There are also other ethical challenges that are difficult to regulate by law. For example, if employers are willing to sponsor egg freezing for their high-value female employees, they may in fact have a hidden agenda of unfair and unreasonable expectations for these women to shove aside their plans of having kids earlier in life, so that they can devote more of their youth, time and energy to the company.

There is probably a dark side to corporate sponsorship of egg freezing, with the unwritten rule that if such perks are available, then higher-level female employees are expected to utilize them to delay childbearing, rather then take maternity leave; or else they will not be promoted, and be the first to be retrenched if the opportunity arises.

Moreover, the workload of some companies may require employees to work overtime after office hours, either from home or in office. Hence sponsoring elective egg freezing might be a strategy to avoid loss of productivity due to female employees needing to care for their young children after office hours.
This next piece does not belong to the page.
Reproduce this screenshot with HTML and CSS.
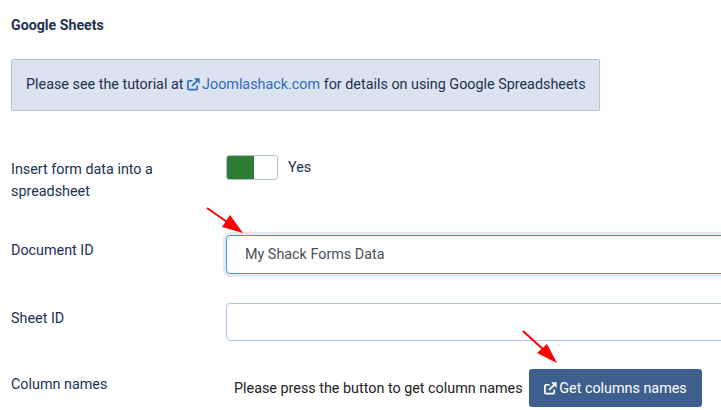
FILE: index.html
```html
<!DOCTYPE html>
<html lang="en">
<head>
    <meta charset="UTF-8">
    <title>Google Sheets</title>
    <link rel="stylesheet" href="styles.css">
</head>
<body>
    <div class="page">
        <h2 class="section-title">Google Sheets</h2>

        <div class="alert">
            Please see the tutorial at
            <a href="#" class="alert-link"><svg class="icon" viewBox="0 0 14 14"><path d="M11 8v3.2a1.3 1.3 0 0 1-1.3 1.3H2.3A1.3 1.3 0 0 1 1 11.2V4.3A1.3 1.3 0 0 1 2.3 3H6" fill="none" stroke="currentColor" stroke-width="1.8"/><path d="M5.5 8.5L12 2" fill="none" stroke="currentColor" stroke-width="2"/><path d="M7.6 .4h6V6.4z" fill="currentColor"/></svg><span class="link-text">Joomlashack.com</span></a>
            for details on using Google Spreadsheets
        </div>

        <div class="form-row row-toggle">
            <label class="form-label">Insert form data into a spreadsheet</label>
            <div class="form-control-wrap toggle-wrap">
                <span class="toggle"><span class="toggle-on"></span></span>
                <span class="toggle-text">Yes</span>
            </div>
        </div>

        <div class="form-row row-doc">
            <label class="form-label" for="docId">Document ID</label>
            <div class="form-control-wrap">
                <input class="text-input focused" id="docId" type="text" value="My Shack Forms Data">
            </div>
        </div>

        <div class="form-row row-sheet">
            <label class="form-label" for="sheetId">Sheet ID</label>
            <div class="form-control-wrap">
                <input class="text-input" id="sheetId" type="text">
            </div>
        </div>

        <div class="form-row row-columns">
            <label class="form-label">Column names</label>
            <div class="form-control-wrap columns-wrap">
                <span class="columns-hint">Please press the button to get column names</span>
                <button class="btn" type="button"><svg class="icon" viewBox="0 0 14 14"><path d="M11 8v3.2a1.3 1.3 0 0 1-1.3 1.3H2.3A1.3 1.3 0 0 1 1 11.2V4.3A1.3 1.3 0 0 1 2.3 3H6" fill="none" stroke="currentColor" stroke-width="1.8"/><path d="M5.5 8.5L12 2" fill="none" stroke="currentColor" stroke-width="2"/><path d="M7.6 .4h6V6.4z" fill="currentColor"/></svg><span class="btn-text">Get columns names</span></button>
            </div>
        </div>
    </div>

    <!-- red annotation arrows drawn on top of the screenshot -->
    <svg class="arrow arrow-doc" viewBox="0 0 50 40"><path d="M1 1L24 17" stroke="#f00" stroke-width="2"/><path d="M37 26L16 20L24 8z" fill="#f00"/></svg>
    <svg class="arrow arrow-btn" viewBox="0 0 50 50"><path d="M1 2L23 22" stroke="#f00" stroke-width="2"/><path d="M35 34L15 24L25 15z" fill="#f00"/></svg>
</body>
</html>
```

FILE: styles.css
```css
html, body {
    margin: 0;
    height: 410px;
    overflow: hidden;
}

body {
    position: relative;
    background-color: #fff;
    font-family: Roboto, "Liberation Sans", sans-serif;
    font-size: 14.35px;
    color: #22314d;
}

.page {
    padding: 17px 0 0 11px;
}

.section-title {
    margin: 0 0 26px;
    font-size: 14.2px;
    line-height: 16px;
    font-weight: 700;
    color: #22314d;
}

.alert {
    box-sizing: border-box;
    width: 589px;
    height: 52px;
    padding: 0 14px;
    line-height: 50px;
    background-color: #dce3f0;
    border: 1px solid #b2c5dd;
    border-radius: 2px;
    white-space: nowrap;
}

.alert-link {
    color: #2f6bbd;
    text-decoration: none;
}

.icon {
    width: 13px;
    height: 13px;
    vertical-align: -2px;
}

.link-text {
    margin-left: 2px;
}

.btn-text {
    margin-left: 2px;
}

.form-row {
    display: flex;
}

.form-label {
    width: 215px;
    flex: none;
    line-height: 23px;
    color: #1c3052;
}

.form-control-wrap {
    flex: 1;
    min-width: 0;
}

.row-toggle {
    margin-top: 44px;
    height: 80px;
}

.row-toggle .form-label {
    width: 160px;
    margin-right: 55px;
    padding-top: 4px;
    line-height: 22px;
}

.toggle-wrap {
    display: flex;
    align-items: flex-start;
}

.toggle {
    box-sizing: border-box;
    display: block;
    width: 52px;
    height: 25px;
    background-color: #fff;
    border: 1px solid #a9c0d8;
    border-radius: 3px;
    overflow: hidden;
}

.toggle-on {
    display: block;
    width: 27px;
    height: 100%;
    background-color: #2e7d32;
}

.toggle-text {
    margin-left: 10px;
    line-height: 25px;
}

.row-doc {
    height: 68px;
}

.row-doc .form-label {
    padding-top: 4px;
}

.text-input {
    box-sizing: border-box;
    display: block;
    width: 520px;
    padding: 0 18px;
    font-family: inherit;
    font-size: 14.35px;
    color: #495057;
    background-color: #fff;
    border: 1px solid #b2c5e0;
    border-radius: 4px;
    outline: none;
}

.text-input.focused {
    height: 39px;
    border-color: #3d9bf5;
    box-shadow: 0 0 0 3px #e8e8e8;
}

.row-sheet {
    height: 66px;
}

.row-sheet .form-label {
    padding-top: 4px;
}

.row-sheet .text-input {
    height: 38px;
}

.row-columns .form-label {
    padding-top: 4px;
}

.columns-wrap {
    display: flex;
    align-items: center;
    padding-left: 8px;
}

.columns-hint {
    width: 295px;
    flex: none;
    color: #222;
}

.btn {
    box-sizing: border-box;
    width: 173px;
    height: 38px;
    padding: 0;
    font-family: inherit;
    font-size: 14.35px;
    color: #fff;
    background-color: #3d5f8e;
    border: none;
    border-radius: 3px;
}

.arrow {
    position: absolute;
}

.arrow-doc {
    left: 206px;
    top: 207px;
    width: 50px;
    height: 40px;
}

.arrow-btn {
    left: 522px;
    top: 329px;
    width: 50px;
    height: 50px;
}
```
For some higher-income female employees, it may in fact be cheaper for companies to sponsor just a single egg freezing cycle, rather than giving out 8 weeks of paid maternity leaves, as mandated by law in Singapore. Yet many women, even younger ones, often require multiple egg freezing cycles to obtain sufficient number of frozen eggs to have a reasonable chance of future pregnancy.

The offer of just one egg freezing cycle to female employees as a corporate perk, may thus be some kind of “cosmetic window-dressing” by companies to avoid the greater financial costs of 8 weeks of paid maternity leave.

Perhaps social egg freezing is such a contentious and “hot-button” issue in Singapore today due to inadequate workplace and childcare policies for young mothers trying to juggle career and family commitments.

An academic paper by lawyer Lauren Geisser stated that instead of refashioning the corporate norms of female employees sacrificing the full bloom of their youth and peak childbearing years for their employers, companies may find it in their best interest to offer egg freezing sponsorship at the expense of finding a long-term solution to sustaining long-term work-life balance and equality in the workplace.

Hence, she posited that corporate sponsorship of social egg freezing would implicitly assume that women will continue to bear the brunt of childcare and that the workplace will continue to be incompatible with pregnancy and motherhood, thus providing an empty solution of deferring childbirth via elective egg freezing.

Such views were echoed by law professor Seema Mohapatra who wrote in her article “If professional workplaces were hospitable places for women to have babies while they were younger and less financially established, it is unlikely that egg freezing would hold such appeal.” Likewise, journalist Nitasha Tiku sarcastically quipped that women may feel pressured to use the egg freezing benefit, “just like everyone feels pressured to always be on call to the office, always check email, [and] always have a smartphone in hand.”

Rather, the lavish sponsorship of egg freezing being offered may actually exist as a ploy to recruit and retain talented female employees, and keep them in “golden handcuffs” to their desks.

In conclusion, there is a risk that corporate sponsorship of elective egg freezing might inadvertently worsen workplace discrimination against women, in the form of unequal access to such benefits by female employees within the same company, as well as unreasonable expectations by employers for their female employees to devote more of their youth and time to the company by delaying plans to having children earlier in life.

If the Singapore Government were to lift the current ban on social egg freezing, stringent safeguards are thus needed to regulate corporate sponsorship of elective egg freezing.